Nos estamos ahogando en el mar de plástico que el mundo produce cada año y que está siendo esparcido por doquier, con la complacencia activa o pasiva nuestra, y la desidia de las autoridades administrativas y legislativas, tanto locales como internacionales.
En vez de disminuir, los países industrializados como Alemania y Estados Unidos aumentan vertiginosamente la generación de los residuos plásticos, en un 4 y 12% respectivamente, informó recientemente una importante organización ambiental.
Y lo que es peor, es que solamente el 9% de esto se está reciclando. Es decir, que el otro 91% está por ahí depositado en cualquier parte contaminando este planeta.
Sobra imaginar lo que está pasando en países superpoblados como la India y China, o en los del tercer mundo, tan poco respetuosos del medio ambiente.
No es de extrañar, pues, que cada año veamos una mayor acumulación de estos elementos. Las montañas de envases, llantas, botellas, juguetes, tapas, empaques, utensilios, ya hacen parte del paisaje.
El gran escritor colombiano William Ospina, en su libro “Es tarde para el hombre”, publicado hace un poco más de dos lustros, reflexiona acerca de la ínfima utilidad de un vaso desechable, convirtiéndolo en símbolo de la sociedad de consumo actual, en la que todo se elabora para que dure poco y así obligar a su reemplazo por algo que, seguramente también tendrá un uso efímero.
Sin duda hoy todo se ha vuelto desechable. Ya no son solamente los empaques y utensilios de comidas y bebidas, o las prendas de vestir. Hay millones de residuos electrónicos, de equipos de cómputo, celulares, baterías, electrodomésticos, esperando por una disposición final.

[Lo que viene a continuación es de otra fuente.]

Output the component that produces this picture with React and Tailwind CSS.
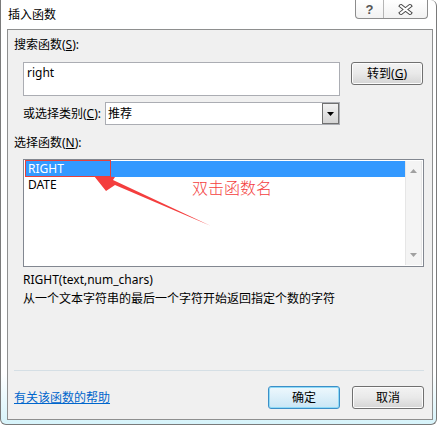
const FONT = "[font-family:'Noto_Sans','Noto_Sans_CJK_SC',sans-serif]";

function WinButton({ children, primary }) {
  return (
    <div
      className={
        "flex h-[23px] w-[72px] items-center justify-center rounded-[3px] border text-[12px] leading-4 text-black " +
        (primary
          ? "border-[#3c8fc8] bg-linear-to-b from-[#eef8fd] to-[#c9e6f5] shadow-[inset_0_0_0_1px_#8fdaf6]"
          : "border-[#707070] bg-linear-to-b from-[#f3f3f3] via-[#e9e9e9] to-[#d5d5d5] shadow-[inset_0_0_0_1px_#fcfcfc]")
      }
    >
      {children}
    </div>
  );
}

function CaptionButtons() {
  return (
    <div className="mr-[8px] flex h-[19px] self-start rounded-b-[4px] border border-t-0 border-[#8c8c8c] bg-linear-to-b from-white to-[#f2f2f2]">
      <div className="flex w-[28px] items-center justify-center border-r border-[#b5b5b5]">
        <span className="[font-family:'Liberation_Sans',sans-serif] text-[13px] leading-none font-bold text-[#555]">?</span>
      </div>
      <div className="flex w-[43px] items-center justify-center">
        <svg width="15" height="11" viewBox="0 0 15 11">
          <path d="M3 2 L12 9 M12 2 L3 9" stroke="#4a4a4a" strokeWidth="4" strokeLinecap="square" />
          <path d="M3 2 L12 9 M12 2 L3 9" stroke="#ffffff" strokeWidth="2" strokeLinecap="square" />
        </svg>
      </div>
    </div>
  );
}

function ListBox() {
  return (
    <div className="relative ml-[15px] mt-[8px] flex h-[108px] w-[401px] border border-[#828790] bg-white p-px">
      <div className="flex-1 pl-px">
        <div className="h-[16px] bg-[#3399ff] pl-[2px] text-[12px] leading-[15px] text-white">RIGHT</div>
        <div className="h-[16px] pl-[2px] text-[12px] leading-[15px] text-black">DATE</div>
      </div>
      <div className="flex w-[17px] flex-col items-center justify-between border-x border-[#e6e6e6] bg-[#f4f4f4] py-[8px]">
        <svg width="7" height="4" viewBox="0 0 7 4">
          <path d="M0 4 L3.5 0 L7 4 Z" fill="#a0a0a0" />
        </svg>
        <svg width="7" height="4" viewBox="0 0 7 4">
          <path d="M0 0 L7 0 L3.5 4 Z" fill="#a0a0a0" />
        </svg>
      </div>

      <div className="absolute left-[1px] top-0 h-[17px] w-[86px] border border-[#e8403a]" />
      <svg className="absolute left-0 top-0" width="200" height="80" viewBox="0 0 200 80">
        <polygon points="70,16 91,17 89,20 187,66 91,25 82,31" fill="#f43e3e" />
      </svg>
      <div className="absolute left-[168px] top-[18px] text-[16px] leading-5 font-light text-[#f43e3e]">双击函数名</div>
    </div>
  );
}

export default function App() {
  return (
    <div className={"h-[427px] w-[439px] overflow-hidden bg-white text-black " + FONT}>
      <div className="flex h-[425px] w-[437px] flex-col rounded-tr-[6px] rounded-b-[6px] border-r border-b border-l border-[#7a7a7a] bg-linear-to-b from-white from-[88%] to-[#d6f3fa]">
        <div className="flex h-[29px] items-center justify-between pl-[7px]">
          <span className="text-[12px] leading-4">插入函数</span>
          <CaptionButtons />
        </div>

        <div className="ml-[6px] flex h-[391px] w-[426px] flex-col border border-[#8e8f8f] bg-[#f0f0f0] pt-[7px] text-[12px] leading-4">
          <div className="pl-[6px]">
            搜索函数(<span className="underline">S</span>):
          </div>

          <div className="mt-[9px] flex pl-[15px]">
            <div className="h-[34px] w-[317px] border border-[#abadb3] bg-white pl-[3px] pt-[2px]">right</div>
            <div className="ml-[11px]">
              <WinButton>
                转到(<span className="underline">G</span>)
              </WinButton>
            </div>
          </div>

          <div className="mt-[6px] flex items-center pl-[15px]">
            <div className="w-[82px]">
              或选择类别(<span className="underline">C</span>):
            </div>
            <div className="flex h-[23px] w-[235px] items-stretch border border-[#abadb3] bg-white">
              <div className="flex flex-1 items-center pl-[2px]">推荐</div>
              <div className="flex w-[17px] items-center justify-center border border-[#707070] bg-linear-to-b from-[#f2f2f2] to-[#d4d4d4]">
                <svg width="7" height="4" viewBox="0 0 7 4">
                  <path d="M0 0 L7 0 L3.5 4 Z" fill="#000" />
                </svg>
              </div>
            </div>
          </div>

          <div className="mt-[10px] pl-[6px]">
            选择函数(<span className="underline">N</span>):
          </div>

          <ListBox />

          <div className="mt-[5px] pl-[15px]">RIGHT(text,num_chars)</div>
          <div className="mt-[3px] pl-[15px]">从一个文本字符串的最后一个字符开始返回指定个数的字符</div>

          <div className="ml-[6px] mt-[63px] h-px w-[410px] bg-[#d5dfe5]" />

          <div className="mt-[15px] flex items-center pr-[8px]">
            <div className="flex-1 pl-[6px] text-[#0066cc] underline">有关该函数的帮助</div>
            <WinButton primary>确定</WinButton>
            <div className="ml-[12px]">
              <WinButton>取消</WinButton>
            </div>
          </div>
        </div>
      </div>
    </div>
  );
}
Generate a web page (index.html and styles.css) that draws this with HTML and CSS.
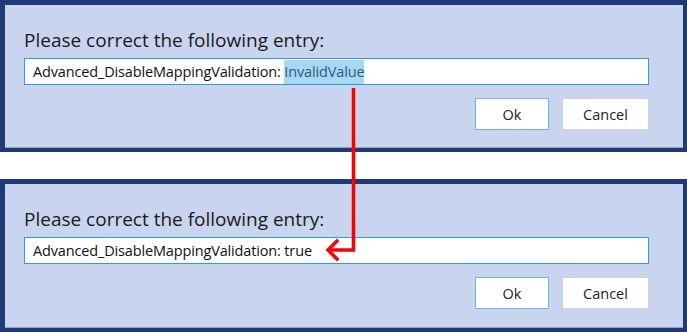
FILE: index.html
```html
<!DOCTYPE html>
<html>
<head>
<meta charset="utf-8">
<link rel="stylesheet" href="styles.css">
</head>
<body>
<div class="page">
  <section class="dialog dialog-top">
    <div class="dialog-body">
      <h1 class="prompt">Please correct the following entry:</h1>
      <div class="entry">Advanced_DisableMappingValidation: <span class="selected">InvalidValue</span></div>
      <div class="actions">
        <button class="btn btn-default">Ok</button>
        <button class="btn">Cancel</button>
      </div>
    </div>
  </section>
  <section class="dialog dialog-bottom">
    <div class="dialog-body">
      <h1 class="prompt">Please correct the following entry:</h1>
      <div class="entry">Advanced_DisableMappingValidation: true</div>
      <div class="actions">
        <button class="btn btn-default">Ok</button>
        <button class="btn">Cancel</button>
      </div>
    </div>
  </section>
  <svg class="arrow" width="687" height="332" viewBox="0 0 687 332">
    <polyline points="353.5,88 353.5,250 328,250" fill="none" stroke="#ff0000" stroke-width="3.5"/>
    <polyline points="337,241 328,250 337,259" fill="none" stroke="#ff0000" stroke-width="3.5" stroke-linecap="square"/>
  </svg>
</div>
</body>
</html>
```

FILE: styles.css
```css
* { box-sizing: border-box; }
html, body { margin: 0; padding: 0; background: #ffffff; }
body { width: 687px; height: 332px; overflow: hidden; font-family: "Open Sans", "Noto Sans", sans-serif; }
.page { position: relative; width: 687px; height: 332px; display: flex; flex-direction: column; gap: 27px; }
.dialog {
  background: #1f3a76;
  padding: 5px 4px 4px 5px;
}
.dialog-top { height: 152px; }
.dialog-bottom { height: 153px; }
.dialog-body {
  height: 100%;
  background: #c9d4ee;
  border-bottom: 1px solid #9aa3b8;
  padding: 22px 34px 0 19px;
  display: flex;
  flex-direction: column;
}
.prompt {
  margin: 0;
  height: 31px;
  font-weight: 400;
  font-size: 19px;
  line-height: 26px;
  color: #1b1b1b;
  letter-spacing: 0;
}
.entry {
  height: 27px;
  background: #ffffff;
  border: 1px solid #23a0e6;
  padding: 0 8px;
  font-size: 14.5px;
  line-height: 25px;
  color: #111111;
  white-space: nowrap;
  letter-spacing: -0.15px;
}
.selected {
  background: #a6d8f2;
  color: #2b5c80;
  padding: 2px 0 3px;
}
.actions {
  margin-top: 13px;
  display: flex;
  justify-content: flex-end;
  gap: 13px;
}
.btn {
  height: 32px;
  width: 87px;
  background: #ffffff;
  border: 1px solid #cfd0d4;
  font-family: inherit;
  font-size: 14.5px;
  color: #222222;
  padding: 0;
}
.btn-default { width: 74px; border-color: #6db8e8; }
.arrow { position: absolute; left: 0; top: 0; pointer-events: none; }
```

En el período legislativo anterior me correspondió ser ponente de un importante proyecto de ley que buscaba eliminar las bolsas plásticas de un único uso, que son aquellas elaboradas de un material sumamente delgado, tan livianas que el viento puede levantarlas y transportarlas en cualquier dirección a muchos metros de distancia. Son producidas de manera abundante por la industria, debido a su bajísimo costo, de solo pocos centavos la unidad, siendo por ello también muy utilizadas por el comercio, en especial por almacenes, supermercados, droguerías, etc.
Dicha iniciativa no tuvo eco en ese momento entre las mayorías de la Comisión quinta del Senado, y fue archivado. Lastimosamente se perdió un tiempo en el que se ha seguido padeciendo de su uso y abuso en el país.
Sin embargo, pareciera que la historia ha empezado a cambiar.
Avanza en el Congreso el proyecto de ley número 210/18 del Senado, el cual busca prohibir el ingreso, comercialización y uso de las bolsas, pitillos, vasos desechables, de icopor o poliestireno, en el archipiélago de San Andrés, Providencia y Santa Catalina. Algo es algo, peor es nada. Inicio tienen las cosas.
Cómo es de triste y deprimente viajar por nuestras carreteras, para ver las cunetas a lado y lado de la vía repletas de estos desperdicios, y observar de igual manera, lotes de terreno vecinos a los municipios que se cruzan.
Desplazarse por ejemplo, desde Cartagena hacia Playa Blanca, paraíso natural en grave riesgo por la masiva y descontrolada afluencia de turistas, a raíz de la apertura del puente ubicado en el sector de Pasacaballos, es percatarse de cómo en cada arbusto de los llamados trupillos, que se caracterizan por tener gran cantidad de espinas, cuelgan decenas de danzantes bolsas, cual decadente y descolorido árbol de navidad, sin gracia y sin brillo, para recordarnos con vergüenza nuestro desorden e inconciencia.
Los ríos y quebradas ya no son solamente cloacas adonde van todas nuestras inmundicias, sino que también sus riberas son un cuadro de naturaleza muerta. En sus lechos, en cada palo y en cada piedra que sobresalen del agua, reposa algún trozo de este material.
Y qué decir de nuestros mares, que dan ganas de llorar viendo las imágenes de peces, tortugas y aves marinas, agonizar atragantadas por alguna bolsa que confunden con alimento.
Tan efímero como el uso de un vaso desechable, así es nuestro paso por este mundo, como para ir dejando una huella que durará un mínimo de 100 años, que es el tiempo que toma en degradarse el plástico que entregamos como herencia.